Ne tuez pas une seconde fois Jaurès ! (Exclamations sur les bancs du groupe RE.) Comme lui, nous appelons le Gouvernement à se ressaisir. Voilà pourquoi notre groupe votera à l’unanimité contre cet accord qui nous engage pour dix ans, avec des objectifs imprécis et en des termes flous. Cet accord ne trace aucune ligne rouge ni aucune perspective de paix, et participe à l’escalade militaire.

Le vote d’aujourd’hui s’inscrira dans l’histoire, car il peut précipiter notre pays dans la guerre. Encore une fois, malheureusement, une grande majorité de députés s’apprêtent à voter pour une telle déclaration, un tel accord, un tel traité alors qu’une grande majorité de Français sont contre. (Applaudissements sur les bancs du groupe GDR-NUPES.)

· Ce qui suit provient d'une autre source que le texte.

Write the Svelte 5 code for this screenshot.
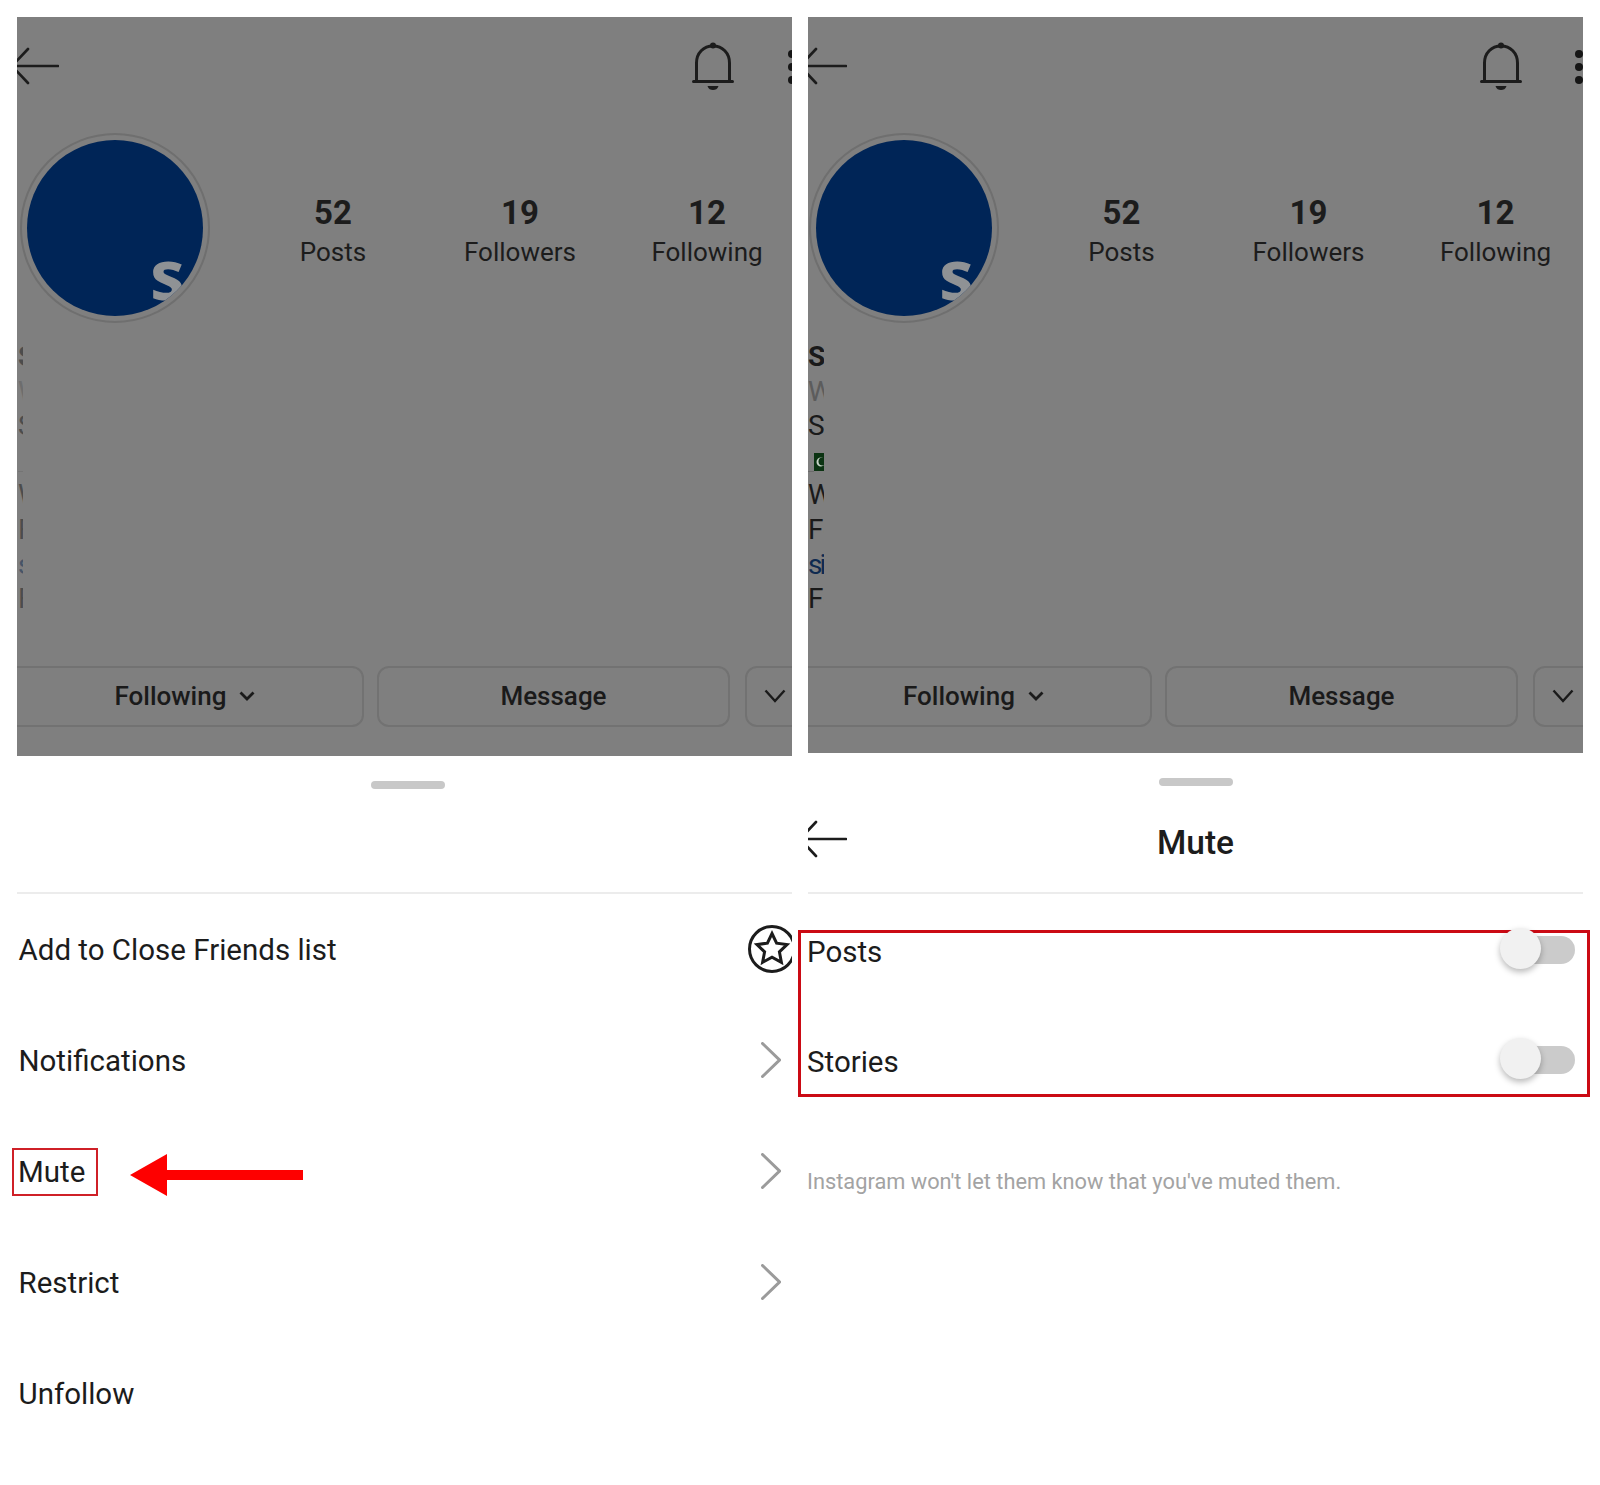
<script>
	const stats = [
		{ value: '52', label: 'Posts' },
		{ value: '19', label: 'Followers' },
		{ value: '12', label: 'Following' }
	];
	const bio = [
		{ text: 'Sa', tone: 'strong' },
		{ text: 'Wr', tone: 'muted' },
		{ text: 'Se', tone: '' },
		{ text: '', tone: 'flag' },
		{ text: 'We', tone: '' },
		{ text: 'Fo', tone: '' },
		{ text: 'si', tone: 'link' },
		{ text: 'Fo', tone: '' }
	];
	const menu = [
		{ label: 'Add to Close Friends list', icon: 'star' },
		{ label: 'Notifications', icon: 'chevron' },
		{ label: 'Mute', icon: 'chevron', marked: true },
		{ label: 'Restrict', icon: 'chevron' },
		{ label: 'Unfollow', icon: '' }
	];
	const muteOptions = ['Posts', 'Stories'];
</script>

{#snippet backArrow()}
	<svg class="back" width="47" height="38" viewBox="0 0 47 38" fill="none" stroke="#1c1c1c" stroke-width="2.6" stroke-linecap="round">
		<path d="M2 19H46" />
		<path d="M16 2 0 19 16 36" />
	</svg>
{/snippet}

{#snippet profile(side)}
	<div class="shade {side}">
		<div class="topbar">
			{@render backArrow()}
			<svg class="bell" width="42" height="48" viewBox="0 0 42 48" fill="none" stroke="#1c1c1c" stroke-width="3">
				<path d="M4.500 39V21C4.500 11 11.500 4 21 4s16.500 7 16.500 17v18" />
				<path d="M1.500 39.500h39" stroke-linecap="round" />
				<circle cx="21" cy="3.500" r="3" fill="#1c1c1c" stroke="none" />
				<path d="M15.500 44h11c-1 3-3 4-5.500 4s-4.500-1-5.500-4z" fill="#1c1c1c" stroke="none" />
			</svg>
			<div class="dots"><i></i><i></i><i></i></div>
		</div>
		<div class="identity">
			<div class="avatar"><div class="disc"><span>s</span></div></div>
			<div class="stats">
				{#each stats as stat}
					<div class="stat">
						<strong>{stat.value}</strong>
						<span>{stat.label}</span>
					</div>
				{/each}
			</div>
		</div>
		<div class="bio">
			{#each bio as line}
				<div class="bio-line {line.tone}">
					{#if line.tone === 'flag'}
						<svg width="16" height="20" viewBox="0 0 16 20">
							<rect x="6" y="1" width="10" height="18" fill="#0b3312" />
							<circle cx="13" cy="10" r="4.500" fill="#c8d4c8" />
							<circle cx="14.500" cy="9.500" r="4" fill="#0b3312" />
							<path d="M0 19.500h6" stroke="#6a6a6a" />
						</svg>
					{:else}
						{line.text}
					{/if}
				</div>
			{/each}
		</div>
		<div class="actions">
			<div class="action first">
				Following
				<svg width="16" height="10" viewBox="0 0 16 10" fill="none" stroke="#1a1a1a" stroke-width="2.8"><path d="M1.500 1.500 8 8l6.500-6.500" /></svg>
			</div>
			<div class="action second">Message</div>
			<div class="action third">
				<svg width="22" height="14" viewBox="0 0 22 14" fill="none" stroke="#1a1a1a" stroke-width="2.400"><path d="M1.500 1.500 11 12l9.500-10.500" /></svg>
			</div>
		</div>
	</div>
{/snippet}

<main class="page">
	<section class="panel">
		{@render profile('left')}
		<div class="sheet-head tall">
			<div class="handle"></div>
		</div>
		<div class="menu">
			{#each menu as item}
				<div class="row" class:clip={item.icon === 'star'}>
					<div class="row-label">
						{#if item.marked}
							<span class="marked">{item.label}</span>
							<svg class="pointer" width="173" height="42" viewBox="0 0 173 42">
								<path d="M0 21 37 0V16H173V26H37V42z" fill="#fe0000" />
							</svg>
						{:else}
							{item.label}
						{/if}
					</div>
					{#if item.icon === 'star'}
						<svg class="star" width="48" height="48" viewBox="0 0 48 48" fill="none" stroke="#1c1c1c" stroke-width="3">
							<circle cx="24" cy="24" r="22.500" />
							<path d="M24 8.500l4.600 9.700 10.400 1.300-7.600 7.300 2 10.500-9.400-5.100-9.400 5.100 2-10.500-7.600-7.300 10.400-1.300z" />
						</svg>
					{:else if item.icon === 'chevron'}
						<svg class="chevron" width="20" height="36" viewBox="0 0 20 36" fill="none" stroke="#9b9b9b" stroke-width="3" stroke-linecap="round">
							<path d="M1.500 1.500 18.500 18 1.500 34.500" />
						</svg>
					{/if}
				</div>
			{/each}
		</div>
	</section>

	<section class="panel">
		{@render profile('right')}
		<div class="sheet-head">
			<div class="handle"></div>
			<div class="title-bar">
				{@render backArrow()}
				<h2>Mute</h2>
			</div>
		</div>
		<div class="mute-box">
			{#each muteOptions as option}
				<div class="mute-row">
					<span>{option}</span>
					<div class="toggle"><div class="knob"></div></div>
				</div>
			{/each}
		</div>
		<p class="hint">Instagram won't let them know that you've muted them.</p>
	</section>
</main>

<style>
	:global(body) {
		margin: 0;
		background: #fff;
	}

	.page {
		display: flex;
		gap: 16px;
		padding: 17px 17px 0;
		height: 1468px;
		font-family: Roboto, 'Liberation Sans', sans-serif;
		color: #1c1c1c;
		overflow: hidden;
	}

	.panel {
		width: 775px;
		flex: none;
	}

	.shade {
		background: #7f7f7f;
		overflow: hidden;
		height: 739px;
	}

	.shade.right {
		height: 736px;
	}

	.topbar {
		display: flex;
		align-items: flex-start;
		height: 100px;
		padding-top: 30px;
		box-sizing: border-box;
	}

	.back {
		flex: none;
		margin-left: -5px;
	}

	.shade.right .back {
		margin-left: -8px;
	}

	.bell {
		margin-left: 633px;
		margin-top: -5px;
		flex: none;
	}

	.shade.right .bell {
		margin-left: 633px;
	}

	.dots {
		display: flex;
		flex-direction: column;
		gap: 5px;
		margin-left: 54px;
		margin-top: 3px;
		flex: none;
	}

	.shade.right .dots {
		margin-left: 53px;
	}

	.dots i {
		display: block;
		width: 8px;
		height: 8px;
		border-radius: 50%;
		background: #161616;
	}

	.identity {
		display: flex;
		margin-top: 16px;
		padding-left: 3px;
	}

	.shade.right .identity {
		padding-left: 1px;
	}

	.avatar {
		width: 190px;
		height: 190px;
		flex: none;
		box-sizing: border-box;
		border: 2px solid #6f6f6f;
		border-radius: 50%;
		padding: 5px;
	}

	.disc {
		width: 100%;
		height: 100%;
		border-radius: 50%;
		background: #002557;
		overflow: hidden;
		position: relative;
	}

	.disc span {
		position: absolute;
		left: 123px;
		top: 98px;
		font: 700 70px/1 'Open Sans', sans-serif;
		color: #8f9295;
	}

	.stats {
		display: grid;
		grid-template-columns: repeat(3, 187px);
		margin-left: 29.500px;
		padding-top: 61px;
	}

	.shade.right .stats {
		margin-left: 29px;
	}

	.stat {
		display: flex;
		flex-direction: column;
		align-items: center;
	}

	.stat strong {
		font-size: 33px;
		font-weight: 700;
		line-height: 38px;
	}

	.stat span {
		font-size: 26px;
		line-height: 34px;
		margin-top: 3px;
	}

	.bio {
		width: 5px;
		overflow: hidden;
		margin-top: 17px;
		padding-left: 1px;
	}

	.shade.right .bio {
		width: 16px;
		padding-left: 0;
	}

	.bio-line {
		font-size: 28px;
		line-height: 34.600px;
		height: 34.600px;
		white-space: nowrap;
		color: #1a1a1a;
	}

	.shade.left .bio-line {
		opacity: 0.5;
	}

	.bio-line.strong {
		font-weight: 700;
	}

	.bio-line.muted {
		color: #5c5c5c;
	}

	.bio-line.link {
		color: #0e2a50;
		letter-spacing: -3px;
	}

	.bio-line.flag {
		box-sizing: border-box;
		padding-top: 8px;
	}

	.bio-line.flag svg {
		display: block;
	}

	.actions {
		display: flex;
		margin-top: 49px;
	}

	.action {
		flex: none;
		display: flex;
		align-items: center;
		justify-content: center;
		gap: 13px;
		height: 61px;
		box-sizing: border-box;
		border: 2px solid #727272;
		border-radius: 12px;
		font-size: 26px;
		font-weight: 500;
		color: #1a1a1a;
	}

	.action.first {
		width: 367px;
		margin-left: -20px;
		padding-left: 9px;
	}

	.action.second {
		width: 353px;
		margin-left: 13px;
	}

	.action.third {
		width: 90px;
		margin-left: 15px;
		justify-content: flex-start;
		padding-left: 17px;
	}

	.shade.right .action.first {
		margin-left: -23px;
		padding-left: 10px;
	}

	.sheet-head {
		height: 141px;
		box-sizing: border-box;
		padding-top: 25px;
		border-bottom: 2px solid #ececec;
		overflow: hidden;
	}

	.sheet-head.tall {
		height: 138px;
	}

	.handle {
		width: 74px;
		height: 8px;
		border-radius: 4px;
		background: #c8c8c8;
		margin-left: 354px;
	}

	.sheet-head:not(.tall) .handle {
		margin-left: 351px;
	}

	.title-bar {
		display: flex;
		align-items: center;
		margin-top: 33px;
		height: 40px;
	}

	.title-bar .back {
		margin-left: -8px;
	}

	h2 {
		flex: 1;
		margin: 0 0 -6px -39px;
		text-align: center;
		font-size: 33.500px;
		font-weight: 500;
		color: #1c1c1c;
	}

	.row {
		display: flex;
		align-items: center;
		justify-content: space-between;
		height: 111px;
		padding: 0 11px 0 1.500px;
		font-size: 29.500px;
		color: #1c1c1c;
	}

	.row.clip {
		overflow: hidden;
	}

	.row-label {
		display: flex;
		align-items: center;
	}

	.marked {
		display: block;
		box-sizing: border-box;
		width: 86px;
		height: 48px;
		line-height: 44px;
		margin-left: -6.500px;
		padding-left: 4px;
		border: 2px solid #cf2027;
	}

	.pointer {
		margin-left: 32px;
		margin-top: 6px;
	}

	.chevron {
		margin-top: -2px;
	}

	.star {
		flex: none;
		margin-right: -15px;
		margin-top: -2px;
	}

	.mute-box {
		margin: 36px -7px 0 -10px;
		padding: 0 12px 0 6px;
		border: 3px solid #cb0a14;
		height: 167px;
		box-sizing: border-box;
	}

	.mute-row {
		display: flex;
		justify-content: space-between;
		align-items: flex-start;
		height: 38px;
		line-height: 38px;
		font-size: 29.500px;
		margin-bottom: 72px;
	}

	.mute-row:last-child {
		margin-bottom: 0;
	}

	.toggle {
		position: relative;
		width: 65px;
		height: 28px;
		margin-top: 3px;
		border-radius: 14px;
		background: #cbcbcb;
	}

	.knob {
		position: absolute;
		left: -10px;
		top: -8px;
		width: 41px;
		height: 41px;
		border-radius: 50%;
		background: #f1f1f1;
		box-shadow: 0 3px 6px rgba(0, 0, 0, 0.28);
	}

	.hint {
		margin: 67px 0 0 -1px;
		font-size: 21.800px;
		line-height: 36px;
		color: #a3a3a3;
	}
</style>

Encore une fois, les députés du groupe communiste, fidèles à leurs convictions, seront ceux qui voteront contre la guerre et pour la paix, pour une solution politique, pour une solution diplomatique, comme ils l’ont toujours fait dans l’histoire de notre pays. Encore une fois, nous serons fidèles à nos convictions et nous resterons aux côtés des Français qui ne souhaitent pas entrer en guerre contre la Russie. (Applaudissements sur les bancs du groupe GDR-NUPES et sur quelques bancs du groupe LFI-NUPES.)